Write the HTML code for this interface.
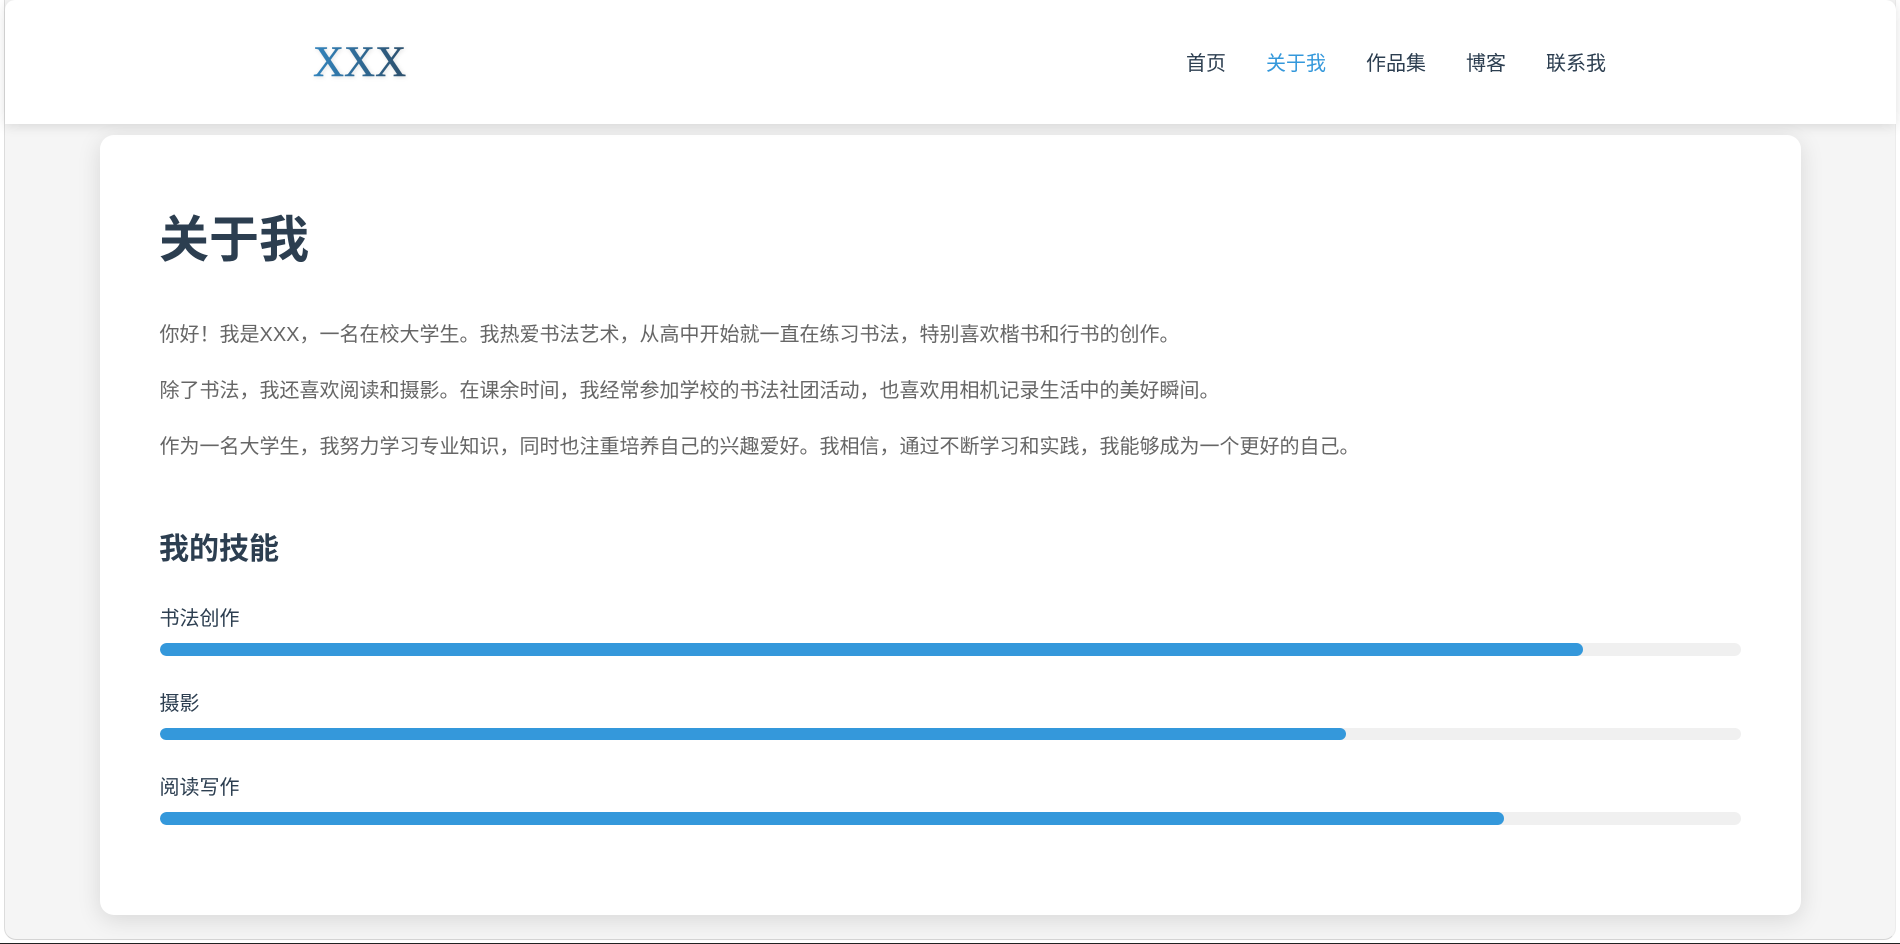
<!DOCTYPE html>
<html lang="zh">
<head>
<meta charset="utf-8">
<title>关于我</title>
<style>
html,body{margin:0;padding:0;width:1900px;height:944px;overflow:hidden;background:#fff;}
body{position:relative;font-family:"Liberation Sans","Noto Sans CJK SC",sans-serif;}
.frame{position:absolute;left:4px;top:0;width:1892px;height:940px;background:#f5f5f5;border-left:1px solid #dcdcdc;border-bottom:1px solid #d4d4d4;border-right:1px solid #ececec;box-sizing:border-box;border-radius:0 0 12px 12px;overflow:hidden;}
.blackline{position:absolute;left:0;top:943px;width:1900px;height:1px;background:#222;}
header{position:absolute;left:5px;top:0;width:1891px;height:124px;background:#fff;box-shadow:0 2px 12px rgba(0,0,0,.12);border-radius:10px 10px 0 0;}
.logo{position:absolute;left:308px;top:39px;line-height:48px;font-family:"Liberation Serif","Noto Serif CJK SC",serif;font-size:43px;white-space:nowrap;color:transparent;background:linear-gradient(90deg,#3284bd,#2c4f6c);-webkit-background-clip:text;background-clip:text;-webkit-text-stroke:0.4px transparent;filter:drop-shadow(1.5px 1.5px 2px rgba(0,0,0,.12));}
nav a{position:absolute;top:49px;font-size:20px;line-height:30px;color:#2c3e50;text-decoration:none;white-space:nowrap;}
nav a.on{color:#3498db;}
.card{position:absolute;left:100px;top:135px;width:1701px;height:780px;background:#fff;border-radius:14px;box-shadow:0 5px 24px rgba(0,0,0,.12);}
h1,h2,p,.lab,.bar{position:absolute;margin:0;left:60px;white-space:nowrap;}
h1{left:59px;top:69px;font-size:50px;line-height:72px;color:#2c3e50;font-weight:700;}
h2{left:59px;top:393px;font-size:30px;line-height:44px;color:#2c3e50;font-weight:700;}
p{left:59.5px;font-size:20px;line-height:30px;color:#666;}
.lab{left:59.5px;font-size:20px;line-height:30px;color:#2c3e50;}
.bar{width:1581px;background:#f0f0f0;border-radius:7px;overflow:hidden;}
.bar i{display:block;height:100%;background:#3498db;border-radius:7px;}
</style>
</head>
<body>
<div class="frame"></div>
<div class="card">
  <h1>关于我</h1>
  <p style="top:185px">你好&#xFF01;我是XXX&#xFF0C;一名在校大学生。我热爱书法艺术&#xFF0C;从高中开始就一直在练习书法&#xFF0C;特别喜欢楷书和行书的创作。</p>
  <p style="top:241px">除了书法&#xFF0C;我还喜欢阅读和摄影。在课余时间&#xFF0C;我经常参加学校的书法社团活动&#xFF0C;也喜欢用相机记录生活中的美好瞬间。</p>
  <p style="top:297px">作为一名大学生&#xFF0C;我努力学习专业知识&#xFF0C;同时也注重培养自己的兴趣爱好。我相信&#xFF0C;通过不断学习和实践&#xFF0C;我能够成为一个更好的自己。</p>
  <h2>我的技能</h2>
  <div class="lab" style="top:469px">书法创作</div>
  <div class="bar" style="top:508px;height:13px"><i style="width:90%"></i></div>
  <div class="lab" style="top:554px">摄影</div>
  <div class="bar" style="top:593px;height:12px"><i style="width:75%"></i></div>
  <div class="lab" style="top:638px">阅读写作</div>
  <div class="bar" style="top:677px;height:13px"><i style="width:85%"></i></div>
</div>
<header>
  <div class="logo">XXX</div>
  <nav>
    <a style="left:1181px">首页</a>
    <a class="on" style="left:1261px">关于我</a>
    <a style="left:1361px">作品集</a>
    <a style="left:1461px">博客</a>
    <a style="left:1541px">联系我</a>
  </nav>
</header>
<div class="blackline"></div>
</body>
</html>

════════════════

GIVEN PROBLEM: Without the pictures, write out the whole listing above exactly as it appears.

WORKED ANSWER:
Write the HTML code for this interface.
<!DOCTYPE html>
<html lang="zh">
<head>
<meta charset="utf-8">
<title>关于我</title>
<style>
html,body{margin:0;padding:0;width:1900px;height:944px;overflow:hidden;background:#fff;}
body{position:relative;font-family:"Liberation Sans","Noto Sans CJK SC",sans-serif;}
.frame{position:absolute;left:4px;top:0;width:1892px;height:940px;background:#f5f5f5;border-left:1px solid #dcdcdc;border-bottom:1px solid #d4d4d4;border-right:1px solid #ececec;box-sizing:border-box;border-radius:0 0 12px 12px;overflow:hidden;}
.blackline{position:absolute;left:0;top:943px;width:1900px;height:1px;background:#222;}
header{position:absolute;left:5px;top:0;width:1891px;height:124px;background:#fff;box-shadow:0 2px 12px rgba(0,0,0,.12);border-radius:10px 10px 0 0;}
.logo{position:absolute;left:308px;top:39px;line-height:48px;font-family:"Liberation Serif","Noto Serif CJK SC",serif;font-size:43px;white-space:nowrap;color:transparent;background:linear-gradient(90deg,#3284bd,#2c4f6c);-webkit-background-clip:text;background-clip:text;-webkit-text-stroke:0.4px transparent;filter:drop-shadow(1.5px 1.5px 2px rgba(0,0,0,.12));}
nav a{position:absolute;top:49px;font-size:20px;line-height:30px;color:#2c3e50;text-decoration:none;white-space:nowrap;}
nav a.on{color:#3498db;}
.card{position:absolute;left:100px;top:135px;width:1701px;height:780px;background:#fff;border-radius:14px;box-shadow:0 5px 24px rgba(0,0,0,.12);}
h1,h2,p,.lab,.bar{position:absolute;margin:0;left:60px;white-space:nowrap;}
h1{left:59px;top:69px;font-size:50px;line-height:72px;color:#2c3e50;font-weight:700;}
h2{left:59px;top:393px;font-size:30px;line-height:44px;color:#2c3e50;font-weight:700;}
p{left:59.5px;font-size:20px;line-height:30px;color:#666;}
.lab{left:59.5px;font-size:20px;line-height:30px;color:#2c3e50;}
.bar{width:1581px;background:#f0f0f0;border-radius:7px;overflow:hidden;}
.bar i{display:block;height:100%;background:#3498db;border-radius:7px;}
</style>
</head>
<body>
<div class="frame"></div>
<div class="card">
  <h1>关于我</h1>
  <p style="top:185px">你好&#xFF01;我是XXX&#xFF0C;一名在校大学生。我热爱书法艺术&#xFF0C;从高中开始就一直在练习书法&#xFF0C;特别喜欢楷书和行书的创作。</p>
  <p style="top:241px">除了书法&#xFF0C;我还喜欢阅读和摄影。在课余时间&#xFF0C;我经常参加学校的书法社团活动&#xFF0C;也喜欢用相机记录生活中的美好瞬间。</p>
  <p style="top:297px">作为一名大学生&#xFF0C;我努力学习专业知识&#xFF0C;同时也注重培养自己的兴趣爱好。我相信&#xFF0C;通过不断学习和实践&#xFF0C;我能够成为一个更好的自己。</p>
  <h2>我的技能</h2>
  <div class="lab" style="top:469px">书法创作</div>
  <div class="bar" style="top:508px;height:13px"><i style="width:90%"></i></div>
  <div class="lab" style="top:554px">摄影</div>
  <div class="bar" style="top:593px;height:12px"><i style="width:75%"></i></div>
  <div class="lab" style="top:638px">阅读写作</div>
  <div class="bar" style="top:677px;height:13px"><i style="width:85%"></i></div>
</div>
<header>
  <div class="logo">XXX</div>
  <nav>
    <a style="left:1181px">首页</a>
    <a class="on" style="left:1261px">关于我</a>
    <a style="left:1361px">作品集</a>
    <a style="left:1461px">博客</a>
    <a style="left:1541px">联系我</a>
  </nav>
</header>
<div class="blackline"></div>
</body>
</html>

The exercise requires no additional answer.